Gejala klinis PMK dengan kategori berat ditandai dengan lepuhan besar yang apabila pecah maka akan meninggalkan luka, pincang, penurunan berat badan, penurunan produksi susu secara signifikan, bahkan bisa sampai pada kematian hewan ternak tersebut.
Hukum Fikih Berkurban dengan Hewan yang Terjangkit PMK
Dalam realitanya, tidak sedikit hewan ternak yang terjangkit penyakit ini di Indonesia pada terakhir ini, terutama sapi.
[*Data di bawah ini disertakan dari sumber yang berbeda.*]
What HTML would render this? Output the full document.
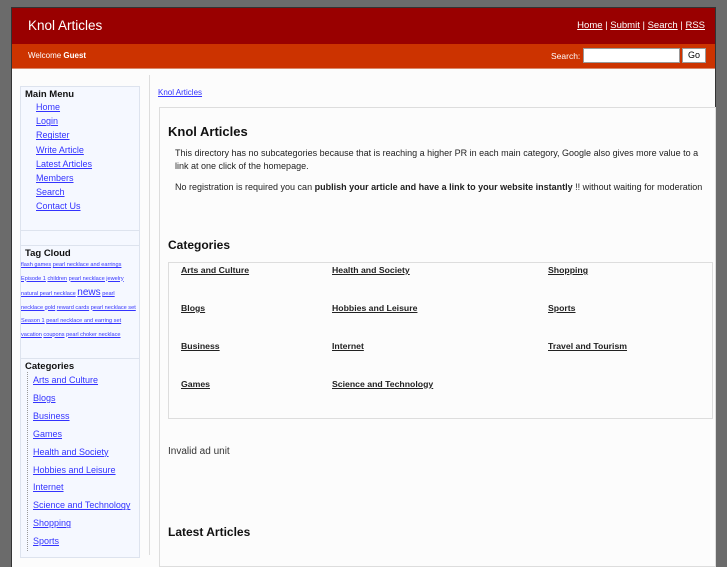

Bagaimana hukum fikih melihat fakta ini, dalam kitab Bujairimi alal Khotib dijelaskan:
أَرْبَعٌ لا تُجْزِئُ في الأَضَاحِي: العَوْرَاءُ البَيِّنُ عَوَرُها والمَرِيْضَةُ البَيِّنُ مَرَضُها والعَرْجَاءُ البَيِّنُ ظَلَعُها والكَسِيْرَةُ الَّتِي لَا تُنْقِى
Artinya: “empat hal yang membuat hewan kurban tidak terpenuhi keabsahannya, yaitu kebutaan yang jelas, jelas-jelas dalam keadaan sakit, kakinya jelas pincang dan badannya kurus tidak berlemak.”
Sesuai dengan keterangan di atas, sapi atau hewan ternak lainnya yang akan dijadikan kurban yang terjangkit PMK hukumnya adalah tidak sah.
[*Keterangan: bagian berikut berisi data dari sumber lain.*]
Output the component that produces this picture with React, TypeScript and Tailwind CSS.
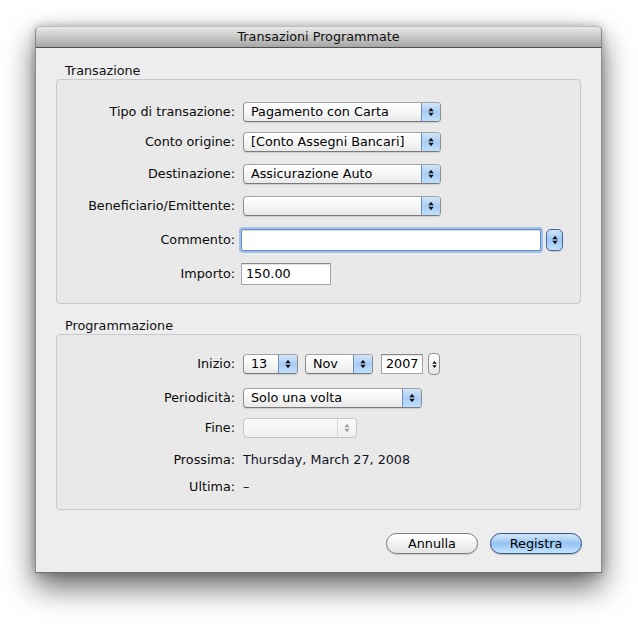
import React from "react";

const FONT = { fontFamily: '"DejaVu Sans", "Liberation Sans", sans-serif' };

function Arrows({ color = "#111", w = 6, h = 10 }: { color?: string; w?: number; h?: number }) {
  return (
    <svg width={w} height={h} viewBox="0 0 6 10">
      <path d="M0.3 4.2 L3 0.8 L5.7 4.2 Z" fill={color} />
      <path d="M0.3 5.8 L3 9.2 L5.7 5.8 Z" fill={color} />
    </svg>
  );
}

function Popup({ value, width }: { value?: string; width: number }) {
  return (
    <div
      className="relative h-[20px] flex items-center rounded-[4px] border border-[#8e8e8e] border-t-[#a3a3a3] border-b-[#7a7a7a] bg-gradient-to-b from-[#ffffff] via-[#f7f7f7] to-[#e9e9e9] shadow-[0_1px_1px_rgba(0,0,0,0.12)] overflow-hidden"
      style={{ width }}
    >
      <span className="flex-1 pl-[7px] text-[12.75px] leading-[18px] text-black whitespace-nowrap">{value}</span>
      <div className="h-full w-[19px] flex items-center justify-center border-l border-[#6d8fbd] bg-gradient-to-b from-[#d4e6fa] via-[#a9cdf4] to-[#bfe0fd]">
        <Arrows />
      </div>
    </div>
  );
}

function DisabledPopup({ width }: { width: number }) {
  return (
    <div
      className="h-[20px] flex items-center rounded-[4px] border border-[#c4c4c4] bg-gradient-to-b from-[#fbfbfb] to-[#efefef] overflow-hidden"
      style={{ width }}
    >
      <span className="flex-1" />
      <div className="h-full w-[19px] flex items-center justify-center border-l border-[#d8d8d8]">
        <Arrows color="#a0a0a0" />
      </div>
    </div>
  );
}

function Label({ children }: { children: React.ReactNode }) {
  return (
    <div className="w-[178px] shrink-0 text-right text-[12.75px] leading-[16px] text-[#0a0a0a] whitespace-nowrap">
      {children}
    </div>
  );
}

function Row({ label, children, className = "" }: { label: string; children: React.ReactNode; className?: string }) {
  return (
    <div className={"flex items-center " + className}>
      <Label>{label}</Label>
      {children}
    </div>
  );
}

export default function App() {
  return (
    <div className="w-[638px] h-[642px] bg-white pl-[35px] pt-[26px]" style={FONT}>
      <div className="w-[567px] h-[547px] flex flex-col rounded-t-[5px] shadow-[0_14px_30px_rgba(0,0,0,0.6),0_0_10px_rgba(0,0,0,0.25)]">
        {/* title bar */}
        <div className="h-[22px] shrink-0 flex items-center justify-center rounded-t-[5px] border border-b-[#4f4f4f] border-x-[#8a8a8a] border-t-[#bdbdbd] bg-gradient-to-b from-[#e9e9e9] via-[#c9c9c9] to-[#a6a6a6]">
          <span className="text-[12.75px] leading-[16px] text-[#111]">Transazioni Programmate</span>
        </div>

        {/* body */}
        <div className="flex-1 flex flex-col bg-[#ededed] border-x border-b border-x-[#8c8c8c] border-b-[#6f6f6f] px-[20px] pt-[15px]">
          <div className="h-[16px] pl-[9px] text-[12.75px] leading-[16px] text-[#111]">Transazione</div>
          <div className="h-[225px] flex flex-col border border-[#c8c8c8] rounded-[4px] bg-[#e9e9e9] pt-[22px]">
            <Row label="Tipo di transazione:" className="h-[20px]">
              <div className="ml-[8px]"><Popup value="Pagamento con Carta" width={198} /></div>
            </Row>
            <Row label="Conto origine:" className="mt-[10px] h-[20px]">
              <div className="ml-[8px]"><Popup value="[Conto Assegni Bancari]" width={198} /></div>
            </Row>
            <Row label="Destinazione:" className="mt-[12px] h-[20px]">
              <div className="ml-[8px]"><Popup value="Assicurazione Auto" width={198} /></div>
            </Row>
            <Row label="Beneficiario/Emittente:" className="mt-[12px] h-[20px]">
              <div className="ml-[8px]"><Popup width={198} /></div>
            </Row>
            <Row label="Commento:" className="mt-[13px] h-[22px]">
              <div className="ml-[6px] w-[300px] h-[22px] rounded-[2px] border border-[#5f8fcc] bg-white shadow-[0_0_0_2px_rgba(110,158,220,0.55),inset_0_1px_1px_rgba(0,0,0,0.15)]" />
              <div className="ml-[5px] w-[17px] h-[22px] rounded-[5px] border border-[#47679a] flex items-center justify-center bg-gradient-to-b from-[#d0e4fa] via-[#9cc6f3] to-[#c3e2fd] shadow-[0_1px_1px_rgba(0,0,0,0.15)]">
                <Arrows />
              </div>
            </Row>
            <Row label="Importo:" className="mt-[12px] h-[22px]">
              <div className="ml-[6px] w-[90px] h-[22px] flex items-center border border-[#a5a5a5] border-t-[#8a8a8a] bg-white shadow-[inset_0_1px_1px_rgba(0,0,0,0.12)] pl-[4px] text-[12.75px] leading-[16px] text-black">
                150.00
              </div>
            </Row>
          </div>

          <div className="mt-[14px] h-[16px] pl-[9px] text-[12.75px] leading-[16px] text-[#111]">Programmazione</div>
          <div className="h-[176px] flex flex-col border border-[#c8c8c8] rounded-[4px] bg-[#e9e9e9] pt-[19px]">
            <Row label="Inizio:" className="h-[20px]">
              <div className="ml-[8px] h-[20px] flex items-center">
                <Popup value="13" width={55} />
                <div className="ml-[7px]"><Popup value="Nov" width={68} /></div>
                <div className="ml-[8px] w-[42px] h-[20px] flex items-center border border-[#a5a5a5] border-t-[#8a8a8a] bg-white pl-[4px] text-[12.75px] leading-[16px] text-black shadow-[inset_0_1px_1px_rgba(0,0,0,0.12)]">
                  2007
                </div>
                <div className="ml-[5px] w-[12px] h-[22px] shrink-0 rounded-[4px] border border-[#8e8e8e] bg-gradient-to-b from-[#ffffff] to-[#e6e6e6] flex items-center justify-center">
                  <Arrows w={5} h={9} />
                </div>
              </div>
            </Row>
            <Row label="Periodicità:" className="mt-[14px] h-[20px]">
              <div className="ml-[8px]"><Popup value="Solo una volta" width={179} /></div>
            </Row>
            <Row label="Fine:" className="mt-[10px] h-[20px]">
              <div className="ml-[8px]"><DisabledPopup width={114} /></div>
            </Row>
            <Row label="Prossima:" className="mt-[12px] h-[20px]">
              <span className="ml-[8px] text-[12.75px] leading-[16px] text-[#141428]">Thursday, March 27, 2008</span>
            </Row>
            <Row label="Ultima:" className="mt-[7px] h-[20px]">
              <span className="ml-[8px] text-[12.75px] leading-[16px] text-[#111]">–</span>
            </Row>
          </div>

          <div className="mt-[23px] flex justify-end gap-[12px] mr-[-1px]">
            <button className="w-[92px] h-[21px] rounded-full border border-[#7d7d7d] bg-gradient-to-b from-[#ffffff] via-[#f3f3f3] to-[#e3e3e3] text-[12.75px] leading-[16px] text-black shadow-[0_1px_1px_rgba(0,0,0,0.15)]">
              Annulla
            </button>
            <button className="w-[92px] h-[21px] rounded-full border border-[#34528a] bg-gradient-to-b from-[#d6e8fb] via-[#94c3f2] to-[#c6e5fe] text-[12.75px] leading-[16px] text-black shadow-[0_1px_1px_rgba(0,0,0,0.2)]">
              Registra
            </button>
          </div>
        </div>
      </div>
    </div>
  );
}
Syarat Hewan Kurban yang Sah
Dijelaskan dalam kitab Al-Iqna fi Halli Alfazhi Abi Syuja bahwakriteriahewan ternak yang memadai untuk dijadikan hewan kurban yaitu:
ضابط المجزئ في الاضحية السلامة من عيب ينقص اللحم أو غيره مما يؤكل
Artinya: “Kriteria ternak yang memadai sebagai hewan kurban adalah terbebas dari aib yang dapat mengurangi daging atau bagian tubuh lainnya yang biasa dikonsumsi.”
Kebagusan dalam Berkurban
Masih di kitab Bujairimi alal Khotib, ulama menjelaskan bagaimana hewan kurban yang utama untuk dibuat ibadah kurban, berikut:
وَأَفْضَلُ أَنْوَاعِ التَّضْحِيَةِ بِالنَّظَرِ لِإِقَامَةِ شِعَارِهَا بَدَنَةٌ ثُمَّ بَقَرَةٌ لِأَنَّ لَحْمَ الْبَدَنَةِ أَكْثَرُ ثُمَّ ضَأْنٌ
Artinya: “Paling utamanya hewan kurban dilihat dari segi ‘syiar’nya adalah unta kemudian sapi kemudian domba kemudian kambing.”
Selanjutnya dijelaskan dalam kitab Bujairimi alal Khotib pula bahwa hewan kurban yang lebih utama yaitu:
وَأَجْمَعُوا عَلَى اسْتِحْبَابِ السَّمِينِ فِي الْأُضْحِيَّةِ فَالسَّمِينَةُ أَفْضَلُ مِنْ غَيْرِهَ
Artinya: “Ulama fuqoha (ahli fikih) bersepakat atas kesunahan berkurban dengan hewan yang gemuk dibanding yang tidak.”